Collected material:
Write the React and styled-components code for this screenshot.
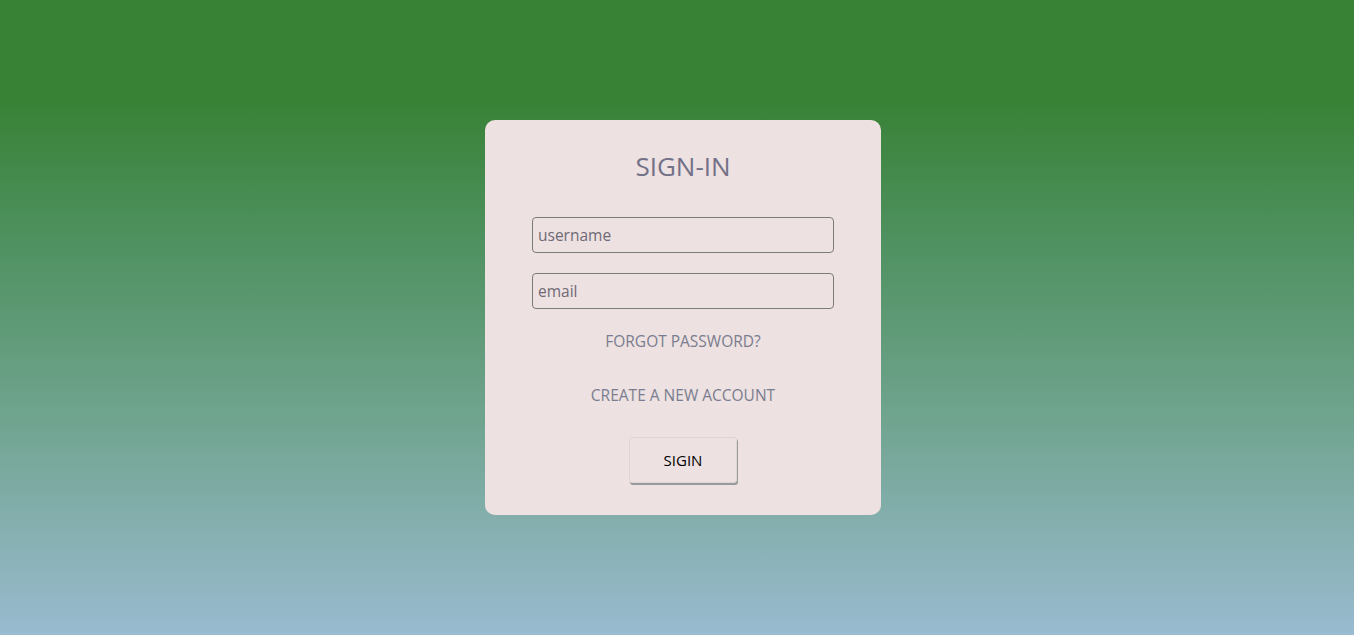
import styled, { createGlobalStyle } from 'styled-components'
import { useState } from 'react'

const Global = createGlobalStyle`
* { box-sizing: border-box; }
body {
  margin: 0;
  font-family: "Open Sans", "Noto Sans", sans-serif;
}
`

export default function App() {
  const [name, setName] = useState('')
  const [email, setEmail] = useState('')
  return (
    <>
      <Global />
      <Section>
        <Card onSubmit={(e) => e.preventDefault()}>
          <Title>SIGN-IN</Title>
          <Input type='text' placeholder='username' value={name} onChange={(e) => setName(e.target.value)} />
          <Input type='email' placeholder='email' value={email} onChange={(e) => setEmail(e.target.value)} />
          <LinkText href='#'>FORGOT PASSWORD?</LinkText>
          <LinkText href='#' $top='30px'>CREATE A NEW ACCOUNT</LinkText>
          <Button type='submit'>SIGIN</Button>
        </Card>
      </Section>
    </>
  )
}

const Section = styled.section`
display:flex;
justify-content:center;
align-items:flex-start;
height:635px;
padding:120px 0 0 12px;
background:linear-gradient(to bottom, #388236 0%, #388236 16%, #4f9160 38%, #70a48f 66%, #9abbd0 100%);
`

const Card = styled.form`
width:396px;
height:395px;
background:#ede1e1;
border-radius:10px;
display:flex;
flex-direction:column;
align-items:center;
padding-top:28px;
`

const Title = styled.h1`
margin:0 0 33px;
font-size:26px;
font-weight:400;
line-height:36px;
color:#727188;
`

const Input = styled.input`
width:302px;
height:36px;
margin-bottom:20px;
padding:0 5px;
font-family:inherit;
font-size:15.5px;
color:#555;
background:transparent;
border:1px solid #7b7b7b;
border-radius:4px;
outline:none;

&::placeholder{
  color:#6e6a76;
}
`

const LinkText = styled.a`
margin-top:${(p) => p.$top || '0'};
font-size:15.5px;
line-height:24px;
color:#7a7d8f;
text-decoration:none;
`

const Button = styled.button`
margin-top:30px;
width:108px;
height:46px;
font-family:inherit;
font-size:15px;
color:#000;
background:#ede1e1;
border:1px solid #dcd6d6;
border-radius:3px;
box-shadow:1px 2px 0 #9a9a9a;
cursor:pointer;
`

Task details: The lines to collect are those holding the string "styled"; copy them all.

Full output:
Write the React and styled-components code for this screenshot.
import styled, { createGlobalStyle } from 'styled-components'
const Section = styled.section`
const Card = styled.form`
const Title = styled.h1`
const Input = styled.input`
const LinkText = styled.a`
const Button = styled.button`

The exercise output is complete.